Against the Day is a messy novel, fat as a phone book, foaming over with pop-fiction prose and go-nowhere chatter. It is not built to please, and readers who like their stories tidily put to rights will quickly find their brains pulped. But I am very grateful I had the opportunity to read it.
Advancing:
Against the Day
Match Commentary
with Kevin Guilfoile and John Warner
WARNER: This oddball match-up is a true testament to the absurdity and wonder that is the Tournament of Books. At a shipping weight of 3.31 pounds versus 1.15 for Pride of Baghdad, Against the Day literally triples the graphic novel in size. This is like asking Elizabeth Hasselbeck to face off against Michael Moore in celebrity sumo wrestling.
Mega-props to Judge Anthony Doerr for sorting this one out. It seems like a tougher job than the guy who’s charged with licking all of the color off the plain M&Ms backstage at an Avril Lavigne concert.
GUILFOILE: Speaking of musicians licking each other, haven’t all the white female contestants on American Idol this year looked exactly alike to you? That is, don’t they all look exactly like they’re leaving El Jardin at about 2:00 a.m. with my friend Scott even though I bought, like, three pitchers of margaritas, knew every single move from the Shiny Happy People video, and cracked everyone up with my impression of Bull from Night Court?

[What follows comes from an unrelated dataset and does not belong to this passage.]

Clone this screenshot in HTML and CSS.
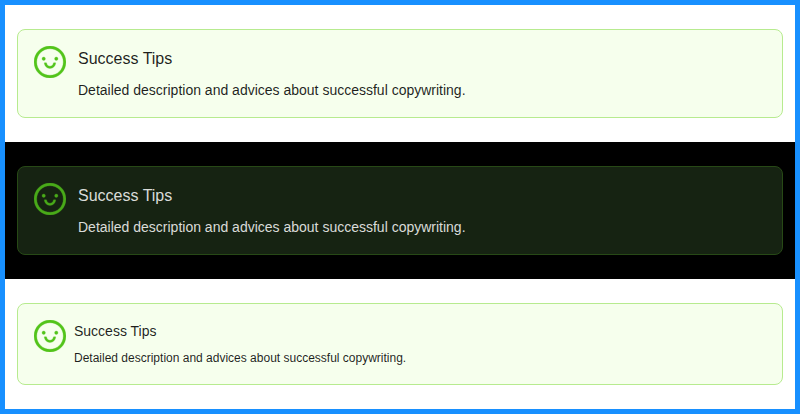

WARNER: I’d like to know why conservative commentators aren’t blasting away at the obvious reverse affirmative action practiced by American Idol, ensuring that six male singers make the final 12 despite there being, at max, two males who could even remotely hang with the women in a straight up sing-off. Where’s Bill Bennett when you need him?
GUILFOILE: Bill Bennett has already lost five large on Sundance Head and he has another 15 down on Cormac McCarthy. Also, I think he would say that this year’s American Idol is all about Title IX chickens coming home to roost.
What were we talking about again? Against the Day? Yeah, haven’t read that.
But I am glad that we included a graphic novel in the tourney this year, even if it got crushed like a stripped Pinto in the fiery jaws of the Pynchon Bookasaurus.